▶ ROWS:
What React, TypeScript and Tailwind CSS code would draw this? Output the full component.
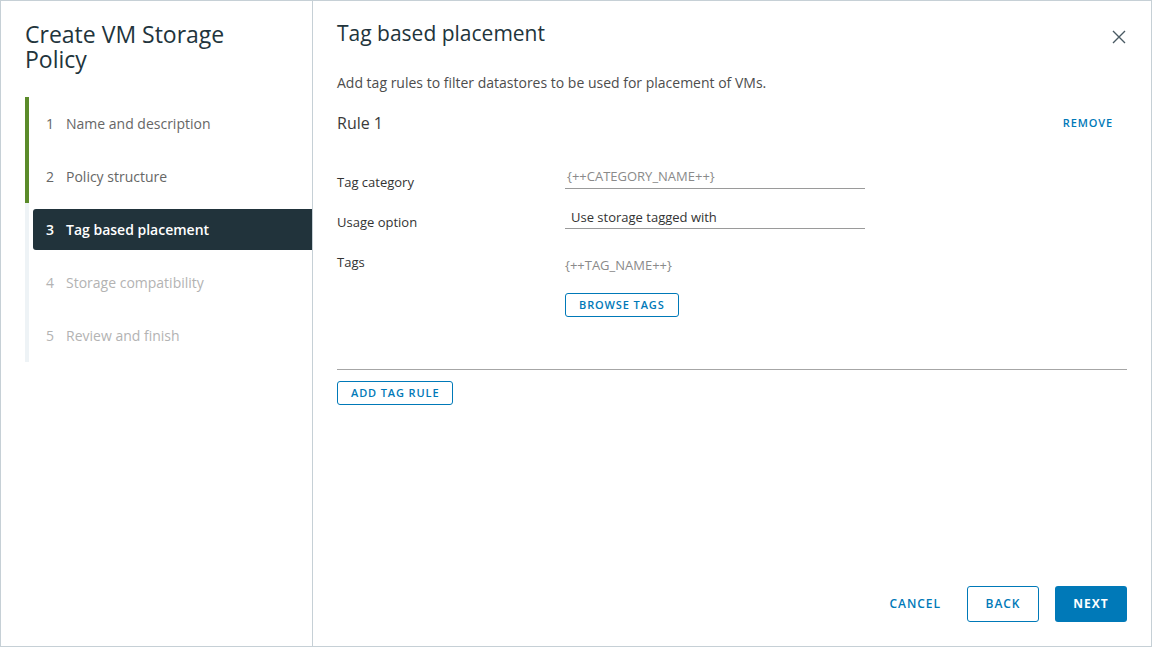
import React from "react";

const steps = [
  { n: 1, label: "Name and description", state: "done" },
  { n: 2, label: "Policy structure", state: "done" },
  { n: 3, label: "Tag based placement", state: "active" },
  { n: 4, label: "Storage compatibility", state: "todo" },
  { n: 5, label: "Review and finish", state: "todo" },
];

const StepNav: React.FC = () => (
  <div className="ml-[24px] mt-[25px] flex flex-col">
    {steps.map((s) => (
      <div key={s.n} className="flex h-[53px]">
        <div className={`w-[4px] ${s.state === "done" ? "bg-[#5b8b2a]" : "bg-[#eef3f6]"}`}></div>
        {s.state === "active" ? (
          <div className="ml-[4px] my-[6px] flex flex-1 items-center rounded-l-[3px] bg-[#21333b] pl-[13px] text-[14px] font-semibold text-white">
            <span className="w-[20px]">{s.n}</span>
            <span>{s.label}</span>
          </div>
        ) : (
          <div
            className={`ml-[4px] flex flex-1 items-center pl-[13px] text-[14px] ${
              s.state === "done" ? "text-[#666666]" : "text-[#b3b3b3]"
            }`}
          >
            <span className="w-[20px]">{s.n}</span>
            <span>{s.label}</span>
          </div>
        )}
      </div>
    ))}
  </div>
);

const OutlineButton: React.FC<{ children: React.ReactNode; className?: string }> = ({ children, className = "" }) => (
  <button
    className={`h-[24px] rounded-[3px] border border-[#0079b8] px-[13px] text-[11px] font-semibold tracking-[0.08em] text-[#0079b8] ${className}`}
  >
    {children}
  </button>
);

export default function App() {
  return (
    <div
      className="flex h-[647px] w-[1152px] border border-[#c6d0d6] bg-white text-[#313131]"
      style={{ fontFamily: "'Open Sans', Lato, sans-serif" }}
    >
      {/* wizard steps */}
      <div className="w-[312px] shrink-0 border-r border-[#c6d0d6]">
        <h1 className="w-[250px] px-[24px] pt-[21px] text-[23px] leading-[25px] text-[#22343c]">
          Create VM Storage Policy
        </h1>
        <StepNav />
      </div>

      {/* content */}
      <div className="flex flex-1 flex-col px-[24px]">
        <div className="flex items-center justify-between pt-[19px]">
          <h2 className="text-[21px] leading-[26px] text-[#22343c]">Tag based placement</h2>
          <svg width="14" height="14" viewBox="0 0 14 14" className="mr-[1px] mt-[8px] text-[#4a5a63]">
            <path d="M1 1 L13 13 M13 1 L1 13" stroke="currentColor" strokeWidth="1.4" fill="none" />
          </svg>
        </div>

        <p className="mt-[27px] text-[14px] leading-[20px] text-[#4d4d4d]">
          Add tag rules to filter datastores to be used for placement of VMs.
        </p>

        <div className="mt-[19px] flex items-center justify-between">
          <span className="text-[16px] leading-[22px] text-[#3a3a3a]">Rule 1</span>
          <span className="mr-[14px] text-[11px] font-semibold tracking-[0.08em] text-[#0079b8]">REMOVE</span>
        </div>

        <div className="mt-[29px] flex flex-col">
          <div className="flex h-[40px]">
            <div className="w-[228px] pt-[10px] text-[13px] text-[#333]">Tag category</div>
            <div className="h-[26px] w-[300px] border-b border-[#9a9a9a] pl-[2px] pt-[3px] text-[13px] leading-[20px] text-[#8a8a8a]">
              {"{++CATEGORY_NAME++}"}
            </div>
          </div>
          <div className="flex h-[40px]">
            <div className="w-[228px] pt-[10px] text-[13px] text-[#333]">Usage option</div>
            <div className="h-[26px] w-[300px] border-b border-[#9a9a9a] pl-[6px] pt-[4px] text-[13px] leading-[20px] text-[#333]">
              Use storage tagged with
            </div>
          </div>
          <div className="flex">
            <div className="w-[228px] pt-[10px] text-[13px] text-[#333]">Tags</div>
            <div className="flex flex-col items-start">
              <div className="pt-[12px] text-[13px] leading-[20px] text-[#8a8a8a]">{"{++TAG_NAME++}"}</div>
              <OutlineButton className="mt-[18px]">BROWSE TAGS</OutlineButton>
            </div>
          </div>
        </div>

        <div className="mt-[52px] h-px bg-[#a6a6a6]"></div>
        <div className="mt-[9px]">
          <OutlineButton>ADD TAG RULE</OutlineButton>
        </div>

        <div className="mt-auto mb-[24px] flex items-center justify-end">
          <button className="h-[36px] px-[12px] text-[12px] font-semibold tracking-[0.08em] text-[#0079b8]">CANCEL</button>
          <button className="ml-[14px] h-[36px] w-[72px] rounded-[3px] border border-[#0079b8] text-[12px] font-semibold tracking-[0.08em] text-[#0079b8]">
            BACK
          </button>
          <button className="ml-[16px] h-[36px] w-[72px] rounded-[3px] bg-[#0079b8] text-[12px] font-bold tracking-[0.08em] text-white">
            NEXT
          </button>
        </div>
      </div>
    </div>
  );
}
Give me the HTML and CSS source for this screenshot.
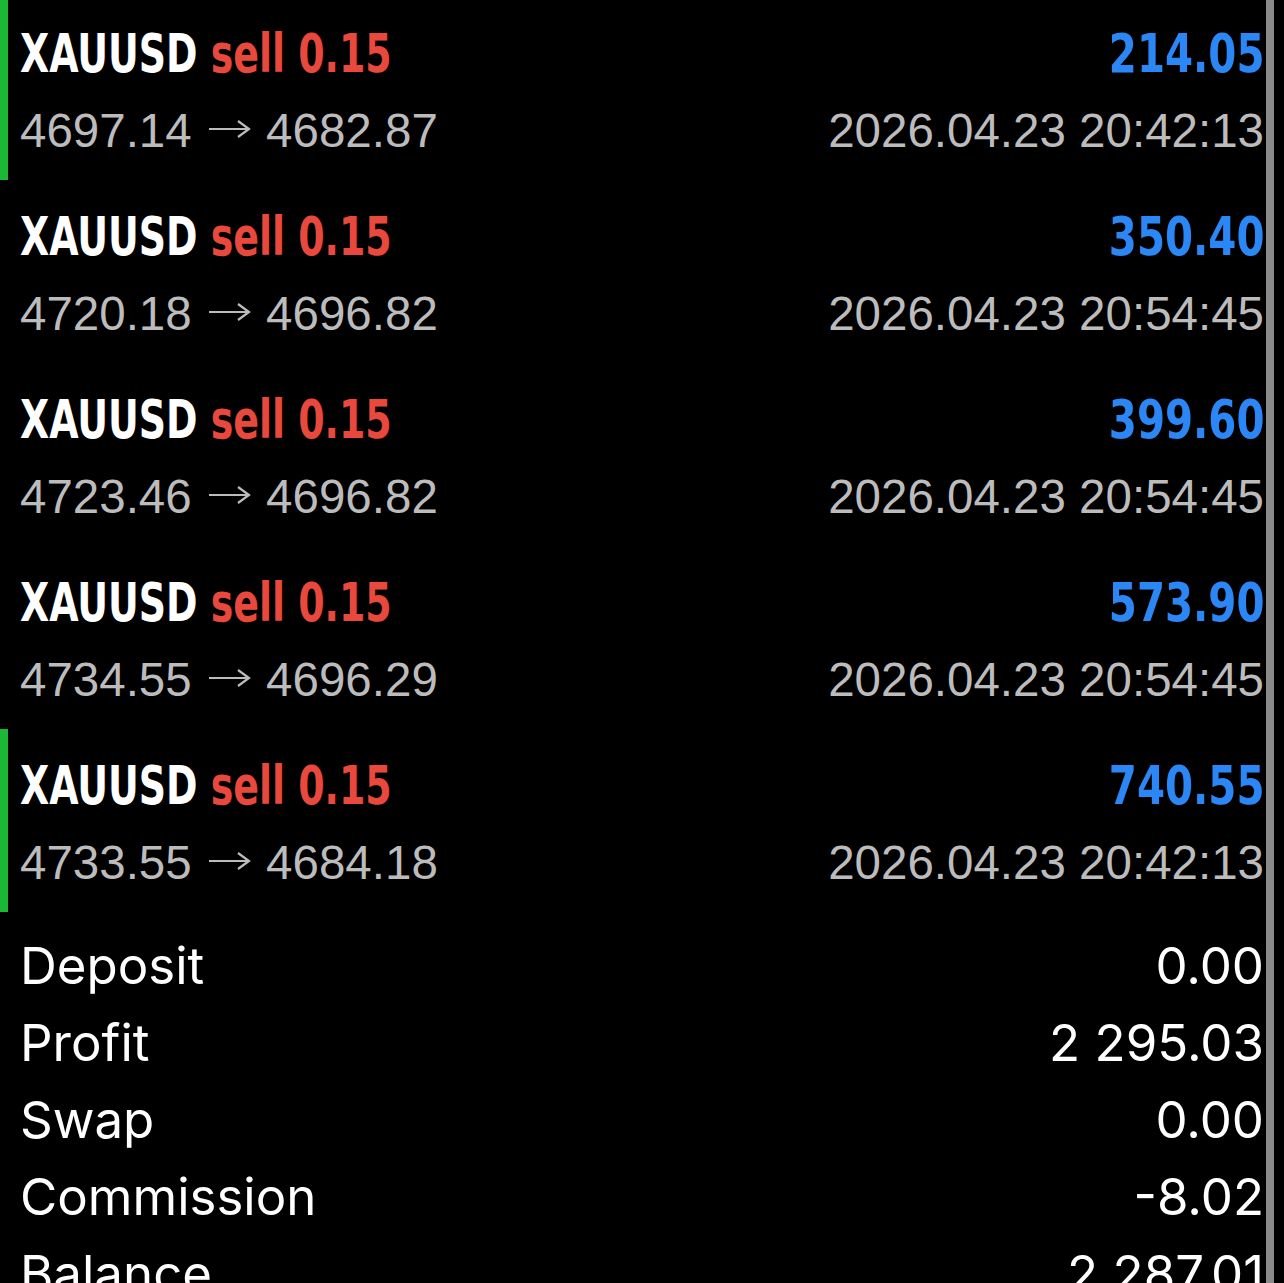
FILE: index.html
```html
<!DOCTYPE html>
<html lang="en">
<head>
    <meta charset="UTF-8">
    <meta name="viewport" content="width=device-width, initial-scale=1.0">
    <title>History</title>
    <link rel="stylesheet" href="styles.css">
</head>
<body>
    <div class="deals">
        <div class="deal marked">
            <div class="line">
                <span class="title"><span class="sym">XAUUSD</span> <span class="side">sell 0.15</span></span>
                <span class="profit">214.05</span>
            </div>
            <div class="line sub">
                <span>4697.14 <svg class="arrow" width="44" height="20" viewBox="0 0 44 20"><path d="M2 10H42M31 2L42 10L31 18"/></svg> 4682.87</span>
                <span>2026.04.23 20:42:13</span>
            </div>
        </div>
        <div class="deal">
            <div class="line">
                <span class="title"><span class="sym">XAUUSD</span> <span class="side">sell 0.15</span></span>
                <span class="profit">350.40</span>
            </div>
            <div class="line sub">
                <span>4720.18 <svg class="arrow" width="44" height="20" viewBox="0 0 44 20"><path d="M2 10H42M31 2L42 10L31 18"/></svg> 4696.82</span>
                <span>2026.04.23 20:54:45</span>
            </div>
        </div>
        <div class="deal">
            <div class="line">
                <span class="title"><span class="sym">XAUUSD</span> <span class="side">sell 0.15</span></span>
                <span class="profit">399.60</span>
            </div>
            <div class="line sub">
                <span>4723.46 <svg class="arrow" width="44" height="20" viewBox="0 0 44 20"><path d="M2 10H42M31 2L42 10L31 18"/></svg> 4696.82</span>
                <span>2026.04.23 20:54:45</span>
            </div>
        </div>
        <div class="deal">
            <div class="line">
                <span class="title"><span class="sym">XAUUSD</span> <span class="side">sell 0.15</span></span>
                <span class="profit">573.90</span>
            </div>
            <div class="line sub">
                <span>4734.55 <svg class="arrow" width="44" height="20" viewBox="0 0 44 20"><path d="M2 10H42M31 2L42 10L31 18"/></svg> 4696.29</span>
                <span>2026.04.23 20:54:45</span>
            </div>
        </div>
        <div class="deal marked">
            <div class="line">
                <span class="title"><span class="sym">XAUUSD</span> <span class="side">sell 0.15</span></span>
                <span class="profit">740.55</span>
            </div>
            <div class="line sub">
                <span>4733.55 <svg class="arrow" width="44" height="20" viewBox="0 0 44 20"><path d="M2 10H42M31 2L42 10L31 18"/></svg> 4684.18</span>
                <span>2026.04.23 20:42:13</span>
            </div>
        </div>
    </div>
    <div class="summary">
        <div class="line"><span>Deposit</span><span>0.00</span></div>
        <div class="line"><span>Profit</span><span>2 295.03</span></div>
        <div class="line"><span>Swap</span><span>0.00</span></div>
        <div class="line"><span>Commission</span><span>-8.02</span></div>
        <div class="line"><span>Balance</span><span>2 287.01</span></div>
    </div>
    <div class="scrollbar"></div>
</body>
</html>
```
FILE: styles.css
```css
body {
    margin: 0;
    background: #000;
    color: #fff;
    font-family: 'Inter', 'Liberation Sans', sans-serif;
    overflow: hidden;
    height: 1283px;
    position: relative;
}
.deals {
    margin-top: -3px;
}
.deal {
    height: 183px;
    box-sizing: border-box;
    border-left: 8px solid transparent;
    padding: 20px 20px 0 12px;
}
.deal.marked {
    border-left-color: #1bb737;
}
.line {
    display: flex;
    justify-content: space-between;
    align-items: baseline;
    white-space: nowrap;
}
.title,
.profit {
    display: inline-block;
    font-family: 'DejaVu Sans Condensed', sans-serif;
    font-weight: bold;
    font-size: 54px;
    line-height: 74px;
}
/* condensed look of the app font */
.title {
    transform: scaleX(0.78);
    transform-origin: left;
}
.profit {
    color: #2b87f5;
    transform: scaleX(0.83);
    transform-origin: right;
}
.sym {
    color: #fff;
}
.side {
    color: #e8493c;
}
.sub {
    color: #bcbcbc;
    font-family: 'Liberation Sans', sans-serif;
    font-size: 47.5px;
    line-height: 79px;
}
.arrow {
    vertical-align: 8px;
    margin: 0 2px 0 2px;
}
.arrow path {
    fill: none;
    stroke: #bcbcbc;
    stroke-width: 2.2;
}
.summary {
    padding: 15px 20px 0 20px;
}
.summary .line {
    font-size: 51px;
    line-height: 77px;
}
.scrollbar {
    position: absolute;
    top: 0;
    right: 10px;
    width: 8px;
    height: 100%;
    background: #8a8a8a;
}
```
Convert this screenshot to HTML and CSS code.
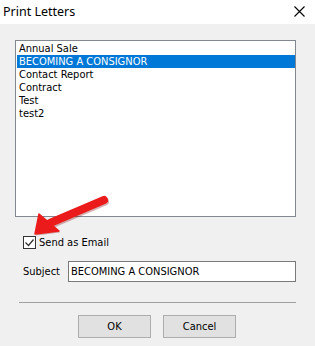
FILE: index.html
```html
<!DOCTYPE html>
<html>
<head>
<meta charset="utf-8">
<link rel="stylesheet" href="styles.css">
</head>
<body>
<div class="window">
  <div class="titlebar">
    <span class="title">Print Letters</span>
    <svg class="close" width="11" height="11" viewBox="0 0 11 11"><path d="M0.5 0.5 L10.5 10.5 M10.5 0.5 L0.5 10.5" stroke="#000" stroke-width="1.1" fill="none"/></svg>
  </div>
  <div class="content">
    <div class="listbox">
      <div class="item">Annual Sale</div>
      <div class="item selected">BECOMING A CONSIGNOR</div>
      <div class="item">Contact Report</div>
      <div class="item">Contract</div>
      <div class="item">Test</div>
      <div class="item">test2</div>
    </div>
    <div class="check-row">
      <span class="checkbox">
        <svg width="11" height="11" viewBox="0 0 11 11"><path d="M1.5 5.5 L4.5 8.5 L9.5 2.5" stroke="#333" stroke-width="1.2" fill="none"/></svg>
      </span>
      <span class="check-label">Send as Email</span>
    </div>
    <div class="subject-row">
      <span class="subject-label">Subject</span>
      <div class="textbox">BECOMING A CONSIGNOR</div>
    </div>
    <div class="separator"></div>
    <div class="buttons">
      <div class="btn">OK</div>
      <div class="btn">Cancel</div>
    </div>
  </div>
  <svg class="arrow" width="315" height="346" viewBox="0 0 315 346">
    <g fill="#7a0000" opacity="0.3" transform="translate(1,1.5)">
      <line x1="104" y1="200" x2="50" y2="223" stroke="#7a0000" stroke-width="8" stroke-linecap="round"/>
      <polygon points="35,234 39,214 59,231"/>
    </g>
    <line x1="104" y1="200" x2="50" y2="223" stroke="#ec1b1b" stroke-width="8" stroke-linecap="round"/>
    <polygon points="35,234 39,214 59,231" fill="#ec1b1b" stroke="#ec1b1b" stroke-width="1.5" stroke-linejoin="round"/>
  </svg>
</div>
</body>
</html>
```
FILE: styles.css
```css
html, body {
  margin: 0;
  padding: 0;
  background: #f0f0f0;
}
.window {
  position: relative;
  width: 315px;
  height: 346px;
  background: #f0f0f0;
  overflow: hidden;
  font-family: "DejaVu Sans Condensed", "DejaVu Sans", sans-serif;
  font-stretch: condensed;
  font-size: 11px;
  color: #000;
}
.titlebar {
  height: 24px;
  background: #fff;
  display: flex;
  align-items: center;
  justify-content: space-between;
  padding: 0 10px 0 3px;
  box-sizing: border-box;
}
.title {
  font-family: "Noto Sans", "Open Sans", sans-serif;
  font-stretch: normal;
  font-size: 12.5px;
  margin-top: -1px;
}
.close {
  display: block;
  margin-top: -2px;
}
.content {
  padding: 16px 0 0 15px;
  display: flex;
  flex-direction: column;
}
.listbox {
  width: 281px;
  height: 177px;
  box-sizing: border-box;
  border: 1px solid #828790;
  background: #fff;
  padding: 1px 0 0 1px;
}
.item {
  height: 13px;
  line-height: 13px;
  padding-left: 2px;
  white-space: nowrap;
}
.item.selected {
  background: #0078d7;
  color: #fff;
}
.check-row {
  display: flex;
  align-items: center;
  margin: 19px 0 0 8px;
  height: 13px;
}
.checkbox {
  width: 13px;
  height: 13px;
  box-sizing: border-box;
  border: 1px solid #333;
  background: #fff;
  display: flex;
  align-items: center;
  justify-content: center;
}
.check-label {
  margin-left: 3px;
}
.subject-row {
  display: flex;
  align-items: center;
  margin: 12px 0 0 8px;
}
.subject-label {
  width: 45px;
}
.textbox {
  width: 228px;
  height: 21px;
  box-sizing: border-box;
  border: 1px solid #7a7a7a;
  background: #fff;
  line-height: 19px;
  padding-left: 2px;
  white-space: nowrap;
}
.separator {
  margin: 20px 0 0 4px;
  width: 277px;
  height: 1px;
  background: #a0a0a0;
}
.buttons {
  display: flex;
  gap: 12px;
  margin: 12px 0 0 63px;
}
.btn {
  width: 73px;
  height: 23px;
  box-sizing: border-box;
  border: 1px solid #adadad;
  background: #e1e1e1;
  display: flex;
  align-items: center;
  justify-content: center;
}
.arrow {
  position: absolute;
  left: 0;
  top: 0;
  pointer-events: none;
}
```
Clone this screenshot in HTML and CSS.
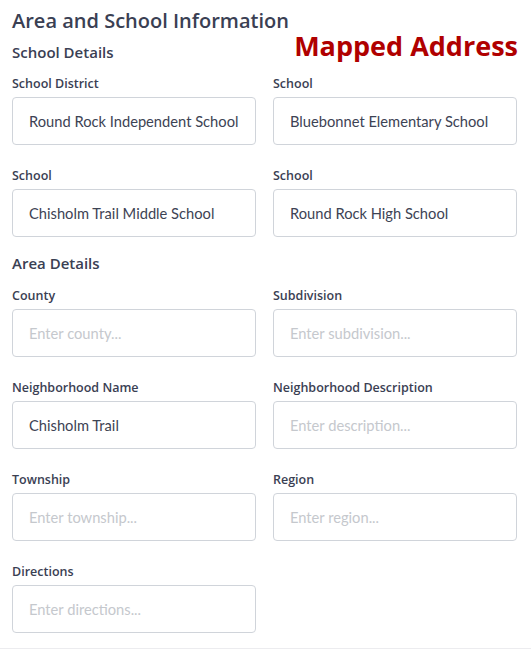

▶ EXERCISE DIRECTIONS:
Take the records above from their first line through the line with "import React from" and set those lines down word for word, minus the pictures.

▶ SOLVED EXERCISE:
What React, TypeScript and Tailwind CSS code would draw this? Output the full component.
import React from "react";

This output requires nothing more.